» Data excerpt:

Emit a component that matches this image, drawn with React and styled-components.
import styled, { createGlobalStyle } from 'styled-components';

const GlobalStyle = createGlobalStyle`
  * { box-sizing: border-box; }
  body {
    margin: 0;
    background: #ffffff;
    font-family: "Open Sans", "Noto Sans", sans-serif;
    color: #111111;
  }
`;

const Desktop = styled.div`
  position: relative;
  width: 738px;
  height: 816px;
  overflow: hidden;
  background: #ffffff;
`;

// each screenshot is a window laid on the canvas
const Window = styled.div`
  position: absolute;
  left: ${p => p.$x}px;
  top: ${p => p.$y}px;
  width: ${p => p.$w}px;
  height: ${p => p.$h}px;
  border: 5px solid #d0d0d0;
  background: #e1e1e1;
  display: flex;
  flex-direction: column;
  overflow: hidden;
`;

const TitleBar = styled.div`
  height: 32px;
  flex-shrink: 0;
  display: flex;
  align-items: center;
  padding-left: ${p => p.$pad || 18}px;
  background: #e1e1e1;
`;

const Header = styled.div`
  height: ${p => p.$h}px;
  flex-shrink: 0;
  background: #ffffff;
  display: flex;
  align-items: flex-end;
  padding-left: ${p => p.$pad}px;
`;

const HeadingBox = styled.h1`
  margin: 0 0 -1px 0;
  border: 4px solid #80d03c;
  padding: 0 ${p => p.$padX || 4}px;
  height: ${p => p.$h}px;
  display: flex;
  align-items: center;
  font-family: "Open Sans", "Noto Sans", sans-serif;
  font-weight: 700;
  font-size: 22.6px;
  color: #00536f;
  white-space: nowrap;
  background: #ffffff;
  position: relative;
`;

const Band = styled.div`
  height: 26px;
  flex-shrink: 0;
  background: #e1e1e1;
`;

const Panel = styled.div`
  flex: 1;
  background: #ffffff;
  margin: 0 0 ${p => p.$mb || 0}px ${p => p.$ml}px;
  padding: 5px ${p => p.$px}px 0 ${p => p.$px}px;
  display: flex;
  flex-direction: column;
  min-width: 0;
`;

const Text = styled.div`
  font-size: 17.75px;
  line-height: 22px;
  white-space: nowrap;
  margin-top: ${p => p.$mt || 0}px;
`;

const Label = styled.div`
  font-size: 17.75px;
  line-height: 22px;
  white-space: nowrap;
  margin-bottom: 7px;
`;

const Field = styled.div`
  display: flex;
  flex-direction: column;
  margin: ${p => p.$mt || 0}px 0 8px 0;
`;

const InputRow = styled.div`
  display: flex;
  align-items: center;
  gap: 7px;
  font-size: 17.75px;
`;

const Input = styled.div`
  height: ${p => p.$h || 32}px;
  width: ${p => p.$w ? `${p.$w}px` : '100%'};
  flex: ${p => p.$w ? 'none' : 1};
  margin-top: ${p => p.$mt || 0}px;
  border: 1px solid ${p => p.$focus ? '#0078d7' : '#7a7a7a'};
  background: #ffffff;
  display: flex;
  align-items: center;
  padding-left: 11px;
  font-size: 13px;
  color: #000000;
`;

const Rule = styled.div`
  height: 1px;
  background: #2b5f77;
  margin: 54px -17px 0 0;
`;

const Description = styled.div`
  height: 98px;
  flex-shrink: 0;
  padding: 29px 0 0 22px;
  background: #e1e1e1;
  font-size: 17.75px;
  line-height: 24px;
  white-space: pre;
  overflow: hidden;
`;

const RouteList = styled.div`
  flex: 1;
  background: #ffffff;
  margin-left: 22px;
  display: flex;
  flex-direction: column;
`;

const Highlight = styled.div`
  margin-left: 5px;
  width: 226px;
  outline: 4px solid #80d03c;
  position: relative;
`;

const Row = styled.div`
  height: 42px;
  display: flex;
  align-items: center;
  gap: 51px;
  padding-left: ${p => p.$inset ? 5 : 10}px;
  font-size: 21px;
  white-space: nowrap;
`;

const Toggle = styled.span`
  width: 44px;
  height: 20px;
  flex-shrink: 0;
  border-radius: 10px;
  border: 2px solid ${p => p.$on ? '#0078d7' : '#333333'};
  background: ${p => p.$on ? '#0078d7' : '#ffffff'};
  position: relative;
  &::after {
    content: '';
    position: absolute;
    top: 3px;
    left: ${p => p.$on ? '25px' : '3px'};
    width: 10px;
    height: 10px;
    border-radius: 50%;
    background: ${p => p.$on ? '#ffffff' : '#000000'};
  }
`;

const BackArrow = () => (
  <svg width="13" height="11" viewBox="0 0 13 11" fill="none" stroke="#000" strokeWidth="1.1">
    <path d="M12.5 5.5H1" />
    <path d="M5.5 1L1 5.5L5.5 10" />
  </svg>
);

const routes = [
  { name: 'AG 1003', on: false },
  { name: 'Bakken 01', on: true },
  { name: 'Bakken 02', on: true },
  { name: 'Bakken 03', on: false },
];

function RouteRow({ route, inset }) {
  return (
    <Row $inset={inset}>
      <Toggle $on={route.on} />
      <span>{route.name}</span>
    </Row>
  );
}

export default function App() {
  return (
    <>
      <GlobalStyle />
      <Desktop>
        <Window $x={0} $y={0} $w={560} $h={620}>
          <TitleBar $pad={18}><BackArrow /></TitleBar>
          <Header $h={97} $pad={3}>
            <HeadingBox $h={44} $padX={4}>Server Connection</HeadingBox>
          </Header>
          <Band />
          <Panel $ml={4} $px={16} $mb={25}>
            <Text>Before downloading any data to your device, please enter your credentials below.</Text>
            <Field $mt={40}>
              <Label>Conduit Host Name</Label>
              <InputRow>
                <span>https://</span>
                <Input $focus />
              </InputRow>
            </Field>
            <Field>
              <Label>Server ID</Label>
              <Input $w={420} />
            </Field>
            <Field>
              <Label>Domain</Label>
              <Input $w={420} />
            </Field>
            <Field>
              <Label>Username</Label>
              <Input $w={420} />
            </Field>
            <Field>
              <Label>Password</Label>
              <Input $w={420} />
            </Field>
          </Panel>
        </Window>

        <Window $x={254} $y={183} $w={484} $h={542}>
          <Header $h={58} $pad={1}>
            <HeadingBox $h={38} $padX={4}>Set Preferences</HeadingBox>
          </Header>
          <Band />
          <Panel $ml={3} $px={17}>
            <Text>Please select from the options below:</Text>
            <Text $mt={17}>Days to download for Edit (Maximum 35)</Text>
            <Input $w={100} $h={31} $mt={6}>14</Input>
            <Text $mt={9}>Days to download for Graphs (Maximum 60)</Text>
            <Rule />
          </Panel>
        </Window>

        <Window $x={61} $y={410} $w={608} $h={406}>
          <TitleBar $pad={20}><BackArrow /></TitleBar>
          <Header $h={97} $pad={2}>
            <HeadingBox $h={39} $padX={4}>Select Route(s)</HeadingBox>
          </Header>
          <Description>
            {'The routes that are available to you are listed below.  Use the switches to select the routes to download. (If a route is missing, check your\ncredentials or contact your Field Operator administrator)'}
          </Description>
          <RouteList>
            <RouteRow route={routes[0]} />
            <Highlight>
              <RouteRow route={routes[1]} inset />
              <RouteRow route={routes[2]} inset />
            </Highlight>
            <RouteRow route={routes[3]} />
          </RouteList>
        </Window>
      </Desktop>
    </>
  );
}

» Problem description: Nothing in the data may differ; print all of it exactly as written.

» Answer below:
Emit a component that matches this image, drawn with React and styled-components.
import styled, { createGlobalStyle } from 'styled-components';

const GlobalStyle = createGlobalStyle`
  * { box-sizing: border-box; }
  body {
    margin: 0;
    background: #ffffff;
    font-family: "Open Sans", "Noto Sans", sans-serif;
    color: #111111;
  }
`;

const Desktop = styled.div`
  position: relative;
  width: 738px;
  height: 816px;
  overflow: hidden;
  background: #ffffff;
`;

// each screenshot is a window laid on the canvas
const Window = styled.div`
  position: absolute;
  left: ${p => p.$x}px;
  top: ${p => p.$y}px;
  width: ${p => p.$w}px;
  height: ${p => p.$h}px;
  border: 5px solid #d0d0d0;
  background: #e1e1e1;
  display: flex;
  flex-direction: column;
  overflow: hidden;
`;

const TitleBar = styled.div`
  height: 32px;
  flex-shrink: 0;
  display: flex;
  align-items: center;
  padding-left: ${p => p.$pad || 18}px;
  background: #e1e1e1;
`;

const Header = styled.div`
  height: ${p => p.$h}px;
  flex-shrink: 0;
  background: #ffffff;
  display: flex;
  align-items: flex-end;
  padding-left: ${p => p.$pad}px;
`;

const HeadingBox = styled.h1`
  margin: 0 0 -1px 0;
  border: 4px solid #80d03c;
  padding: 0 ${p => p.$padX || 4}px;
  height: ${p => p.$h}px;
  display: flex;
  align-items: center;
  font-family: "Open Sans", "Noto Sans", sans-serif;
  font-weight: 700;
  font-size: 22.6px;
  color: #00536f;
  white-space: nowrap;
  background: #ffffff;
  position: relative;
`;

const Band = styled.div`
  height: 26px;
  flex-shrink: 0;
  background: #e1e1e1;
`;

const Panel = styled.div`
  flex: 1;
  background: #ffffff;
  margin: 0 0 ${p => p.$mb || 0}px ${p => p.$ml}px;
  padding: 5px ${p => p.$px}px 0 ${p => p.$px}px;
  display: flex;
  flex-direction: column;
  min-width: 0;
`;

const Text = styled.div`
  font-size: 17.75px;
  line-height: 22px;
  white-space: nowrap;
  margin-top: ${p => p.$mt || 0}px;
`;

const Label = styled.div`
  font-size: 17.75px;
  line-height: 22px;
  white-space: nowrap;
  margin-bottom: 7px;
`;

const Field = styled.div`
  display: flex;
  flex-direction: column;
  margin: ${p => p.$mt || 0}px 0 8px 0;
`;

const InputRow = styled.div`
  display: flex;
  align-items: center;
  gap: 7px;
  font-size: 17.75px;
`;

const Input = styled.div`
  height: ${p => p.$h || 32}px;
  width: ${p => p.$w ? `${p.$w}px` : '100%'};
  flex: ${p => p.$w ? 'none' : 1};
  margin-top: ${p => p.$mt || 0}px;
  border: 1px solid ${p => p.$focus ? '#0078d7' : '#7a7a7a'};
  background: #ffffff;
  display: flex;
  align-items: center;
  padding-left: 11px;
  font-size: 13px;
  color: #000000;
`;

const Rule = styled.div`
  height: 1px;
  background: #2b5f77;
  margin: 54px -17px 0 0;
`;

const Description = styled.div`
  height: 98px;
  flex-shrink: 0;
  padding: 29px 0 0 22px;
  background: #e1e1e1;
  font-size: 17.75px;
  line-height: 24px;
  white-space: pre;
  overflow: hidden;
`;

const RouteList = styled.div`
  flex: 1;
  background: #ffffff;
  margin-left: 22px;
  display: flex;
  flex-direction: column;
`;

const Highlight = styled.div`
  margin-left: 5px;
  width: 226px;
  outline: 4px solid #80d03c;
  position: relative;
`;

const Row = styled.div`
  height: 42px;
  display: flex;
  align-items: center;
  gap: 51px;
  padding-left: ${p => p.$inset ? 5 : 10}px;
  font-size: 21px;
  white-space: nowrap;
`;

const Toggle = styled.span`
  width: 44px;
  height: 20px;
  flex-shrink: 0;
  border-radius: 10px;
  border: 2px solid ${p => p.$on ? '#0078d7' : '#333333'};
  background: ${p => p.$on ? '#0078d7' : '#ffffff'};
  position: relative;
  &::after {
    content: '';
    position: absolute;
    top: 3px;
    left: ${p => p.$on ? '25px' : '3px'};
    width: 10px;
    height: 10px;
    border-radius: 50%;
    background: ${p => p.$on ? '#ffffff' : '#000000'};
  }
`;

const BackArrow = () => (
  <svg width="13" height="11" viewBox="0 0 13 11" fill="none" stroke="#000" strokeWidth="1.1">
    <path d="M12.5 5.5H1" />
    <path d="M5.5 1L1 5.5L5.5 10" />
  </svg>
);

const routes = [
  { name: 'AG 1003', on: false },
  { name: 'Bakken 01', on: true },
  { name: 'Bakken 02', on: true },
  { name: 'Bakken 03', on: false },
];

function RouteRow({ route, inset }) {
  return (
    <Row $inset={inset}>
      <Toggle $on={route.on} />
      <span>{route.name}</span>
    </Row>
  );
}

export default function App() {
  return (
    <>
      <GlobalStyle />
      <Desktop>
        <Window $x={0} $y={0} $w={560} $h={620}>
          <TitleBar $pad={18}><BackArrow /></TitleBar>
          <Header $h={97} $pad={3}>
            <HeadingBox $h={44} $padX={4}>Server Connection</HeadingBox>
          </Header>
          <Band />
          <Panel $ml={4} $px={16} $mb={25}>
            <Text>Before downloading any data to your device, please enter your credentials below.</Text>
            <Field $mt={40}>
              <Label>Conduit Host Name</Label>
              <InputRow>
                <span>https://</span>
                <Input $focus />
              </InputRow>
            </Field>
            <Field>
              <Label>Server ID</Label>
              <Input $w={420} />
            </Field>
            <Field>
              <Label>Domain</Label>
              <Input $w={420} />
            </Field>
            <Field>
              <Label>Username</Label>
              <Input $w={420} />
            </Field>
            <Field>
              <Label>Password</Label>
              <Input $w={420} />
            </Field>
          </Panel>
        </Window>

        <Window $x={254} $y={183} $w={484} $h={542}>
          <Header $h={58} $pad={1}>
            <HeadingBox $h={38} $padX={4}>Set Preferences</HeadingBox>
          </Header>
          <Band />
          <Panel $ml={3} $px={17}>
            <Text>Please select from the options below:</Text>
            <Text $mt={17}>Days to download for Edit (Maximum 35)</Text>
            <Input $w={100} $h={31} $mt={6}>14</Input>
            <Text $mt={9}>Days to download for Graphs (Maximum 60)</Text>
            <Rule />
          </Panel>
        </Window>

        <Window $x={61} $y={410} $w={608} $h={406}>
          <TitleBar $pad={20}><BackArrow /></TitleBar>
          <Header $h={97} $pad={2}>
            <HeadingBox $h={39} $padX={4}>Select Route(s)</HeadingBox>
          </Header>
          <Description>
            {'The routes that are available to you are listed below.  Use the switches to select the routes to download. (If a route is missing, check your\ncredentials or contact your Field Operator administrator)'}
          </Description>
          <RouteList>
            <RouteRow route={routes[0]} />
            <Highlight>
              <RouteRow route={routes[1]} inset />
              <RouteRow route={routes[2]} inset />
            </Highlight>
            <RouteRow route={routes[3]} />
          </RouteList>
        </Window>
      </Desktop>
    </>
  );
}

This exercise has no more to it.